Omicidio Garzeno, perché il 17enne ha ucciso Candido Montini: la lite per 300 euro falsi e la reputazione in paese
Ha provato a negare ogni coinvolgimento nell'omicidio di Candido Montini, l'ex vicesindaco di Garzeno (Como) ucciso lo scorso 24 settembre nel suo appartamento. Ma dopo pochissimi giorni è arrivata la confessione del 17enne, unico sospettato inchiodato dalla prova regina del Dna ritrovato sulla scena del crimine. "L'ho accoltellato dopo una lite", le sue parole.
Al centro 300 euro falsi che il ragazzino, che aveva appena lasciato la scuola e tentava di tirare avanti con lavoretti provvisori e i video di musica trap, avrebbe cercato di far cambiare al 76enne qualche ora prima del delitto: quest'ultimo, però, secondo quanto ricostruito finora si sarebbe presto accorto e, dopo aver rifiutato il denaro, avrebbe raccontato il fatto a qualche abitante del paese. Un'onta evidentemente intollerabile per il giovane, che in preda alla rabbia si sarebbe recato a casa dell'ex vicesindaco per "punirlo", straziandolo con decine di coltellate tra collo e addome.

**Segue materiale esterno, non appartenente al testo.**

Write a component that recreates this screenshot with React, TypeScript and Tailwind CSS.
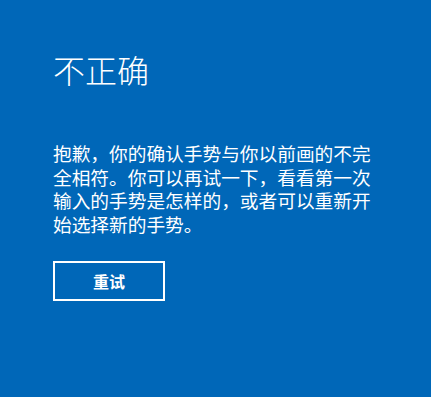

Venerdì mattina 25 ottobre, nel carcere minorile Beccaria, dove è rinchiuso dalla notte di lunedì con l’accusa di omicidio volontario aggravato e rapina, si è svolta l’udienza di convalida. Il giudice per le indagini preliminari del Tribunale per i minorenni di Milano Irina Alice Grossi ha convalidato intanto il fermo del 17enne, e ha disposto la custodia cautelare in carcere.
"Anche questa tragica vicenda che segue a breve distanza di tempo altri eventi parimenti drammatici che hanno come protagonisti giovani appartenenti a famiglie inserite nel contesto sociale, evidenzia un gravissimo e allarmante disagio che non viene tempestivamente intercettato né dalla famiglia né dalla scuola né dalle diverse agenzie del territorio”, il commento della presidente del Tribunale per i minorenni di Milano Maria Carla Gatto.